Artist’s rendering of the exterior of the renovated Bancroft Library. Not visible in this view is a ramp for visitors with disabilities.


Plans to repair and renovate the 50-year-old Bancroft Library have received a big boost, thanks to a $750,000 challenge grant from the National Endowment for the Humanities and an anonymous $5-million gift.

Charles Faulhaber, the James D. Hart Director of The Bancroft Library, said the grant, announced in December, brings total revenues raised and pledged for the upgrade project to $12.5 million, more than half of the estimated $20 million needed.

The Bancroft houses a wealth of special materials, many but not all relating to the history of the western United States. In addition to Berkeley’s archives, its treasures include records of the Donner Party, original manuscripts of Joan Didion, the archives of John Fremont and Lawrence Ferlinghetti, fragments of a lost play of Sophocles, the Mark Twain Papers, and the holdings of the Regional Oral History Office. Its core is the Western Americana Collection started by San Francisco bookseller Hubert Howe Bancroft in 1860 and purchased by the campus in 1905.

The Bancroft Library’s collection of more than 500,000 books, 50 million documents, and 3.5 million other items (including photographs, maps, paintings, and diaries), serves as a valuable resource to researchers from around the world. Half of those who use the collection are students.

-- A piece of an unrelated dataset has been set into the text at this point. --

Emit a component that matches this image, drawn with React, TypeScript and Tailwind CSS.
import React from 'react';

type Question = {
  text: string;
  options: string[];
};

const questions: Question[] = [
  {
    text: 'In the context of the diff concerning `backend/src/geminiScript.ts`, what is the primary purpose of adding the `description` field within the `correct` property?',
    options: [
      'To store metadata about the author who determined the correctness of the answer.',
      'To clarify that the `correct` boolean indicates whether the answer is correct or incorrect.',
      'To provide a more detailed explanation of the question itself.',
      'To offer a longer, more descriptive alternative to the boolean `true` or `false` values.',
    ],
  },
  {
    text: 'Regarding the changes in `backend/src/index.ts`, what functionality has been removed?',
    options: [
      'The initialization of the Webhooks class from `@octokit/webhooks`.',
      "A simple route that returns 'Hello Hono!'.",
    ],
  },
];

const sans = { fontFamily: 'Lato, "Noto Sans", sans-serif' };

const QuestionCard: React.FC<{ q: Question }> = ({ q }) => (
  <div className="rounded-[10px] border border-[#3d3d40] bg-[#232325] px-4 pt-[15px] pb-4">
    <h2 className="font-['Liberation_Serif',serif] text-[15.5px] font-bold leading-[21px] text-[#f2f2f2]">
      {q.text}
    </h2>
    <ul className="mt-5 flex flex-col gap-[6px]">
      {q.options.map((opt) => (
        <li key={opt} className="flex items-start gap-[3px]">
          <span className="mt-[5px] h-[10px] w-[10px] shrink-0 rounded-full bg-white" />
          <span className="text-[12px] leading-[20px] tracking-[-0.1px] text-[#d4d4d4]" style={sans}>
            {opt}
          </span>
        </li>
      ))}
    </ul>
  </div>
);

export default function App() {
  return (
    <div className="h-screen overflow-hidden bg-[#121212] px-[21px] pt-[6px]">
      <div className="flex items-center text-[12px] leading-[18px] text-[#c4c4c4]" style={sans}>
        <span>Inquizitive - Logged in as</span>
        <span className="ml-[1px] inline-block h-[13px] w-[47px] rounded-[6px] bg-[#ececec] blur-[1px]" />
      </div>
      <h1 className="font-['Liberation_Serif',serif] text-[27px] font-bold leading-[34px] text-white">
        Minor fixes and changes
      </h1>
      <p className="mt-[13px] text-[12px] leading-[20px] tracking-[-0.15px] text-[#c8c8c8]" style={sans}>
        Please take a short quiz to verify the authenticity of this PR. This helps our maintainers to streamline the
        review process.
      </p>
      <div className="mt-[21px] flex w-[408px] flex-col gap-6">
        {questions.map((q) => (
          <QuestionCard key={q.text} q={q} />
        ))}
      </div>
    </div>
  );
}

The library — located in cramped and antiquated space in the Doe Library Annex west of the Campanile — will coordinate renovation efforts with a $17-million seismic upgrade financed by state Proposition 47, approved by voters in 2002. Shear walls must be added throughout the building, constructed in 1949, to bring it up to current seismic codes and move it from a “poor” seismic safety rating to “good.”

Moving the four-story library’s operations to temporary quarters will add approximately $4 million to the project budget, an expense that will be covered by the university.

Work, slated to begin in June 2005, will take approximately 18 months. Library officials hope to return to the renovated building by December 2006, in time to celebrate the centennial of the library’s opening on the Berkeley campus.

When the project is complete, Faulhaber said, the library not only will be safer, but will feature more exhibit, classroom, reading room, and storage space. It will also include ramps for the disabled, and more publicly accessible stairs and elevators.

The library’s computer network is insufficient to support some contemporary tasks and must be upgraded, Faulhaber said, and the pages of a 100-year-old book can crumble when turned if stored without temperature controls. Collections will be concentrated on the three floors below ground level, and the entire building will be equipped with state-of-the-art climate-control and security systems.

“We must provide adequate security and protection for the collections, and reconfigure the library to improve conditions for library users,” said Faulhaber. “There are 42 doors between this building and the next. It’s a security nightmare.”